Un espace qui accueille, une nouvelle fois pour cette rentrée, 300 adhérents, âgés entre 4 et 77 ans. Affilié à la fédération française de MMA, le club a déjà fait éclore de nombreux professionnels et champions régionaux, nationaux et mondiaux. Audrey Kerouche, Manu Mendy, Sophia Haddouche, Sofian Alizier, Sabrina Boutine… La liste serait bien trop longue !

Profondément indépendant, et peu importe les conséquences

« J’ai commencé la pratique à l’âge de 10 ans dans les arts martiaux traditionnels, commence Yvan, avant d’obtenir mes premiers bons résultats, à 12 ans. Rapidement, j’ai passé mes diplômes d’Etat. J’ai toujours préféré enseigner plutôt que favoriser une carrière de haut niveau.
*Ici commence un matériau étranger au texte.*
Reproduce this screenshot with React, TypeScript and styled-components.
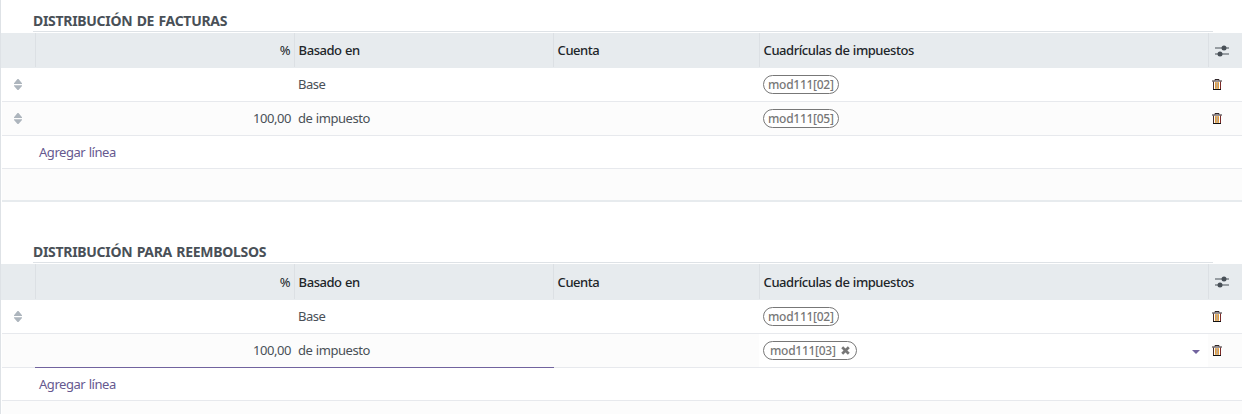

La particularité de notre club est de n’avoir jamais obtenu une seule subvention des collectivités.»

Cette indépendance, le champion y tient tout autant qu’une de ses ceintures mondiales… Si ce n’est plus ! « Le gros problème de Marseille est qu’il faut avoir la carte d’un parti politique et faire du clientélisme pour obtenir des aides. Moi, je ne fais pas de politique et je crois en mes valeurs : honneur, fidélité, persévérance, respect. Cela m’a toujours donné une liberté d’expression et de vie. »

A deux pas de l’Hôpital Européen, la salle de la Team Sorel est ouverte toute l’année, du lundi au vendredi, de 18h30 à 21h30. « Ici, juste à côté, nous sommes entourés par un environnement de délinquance et par plusieurs réseaux de drogue et autres. Je répète au quotidien, à mes jeunes et moins jeunes, qu’ils ont de la chance d’être là. Et je veux qu’ils crient plus fort que les autres dehors. Plusieurs petits qui faisaient l’Arah sont aujourd’hui venus au club. Petit à petit on grignote du terrain face à la délinquance, la radicalisation, le sexisme, l’intimidation. Voilà notre combat. On a su prouver qu’on pouvait réussir là où de nombreuses collectivités, avec de gros moyens financiers, à l’exemple de plusieurs ministères, échouent. On y arrive avec notre indépendance. »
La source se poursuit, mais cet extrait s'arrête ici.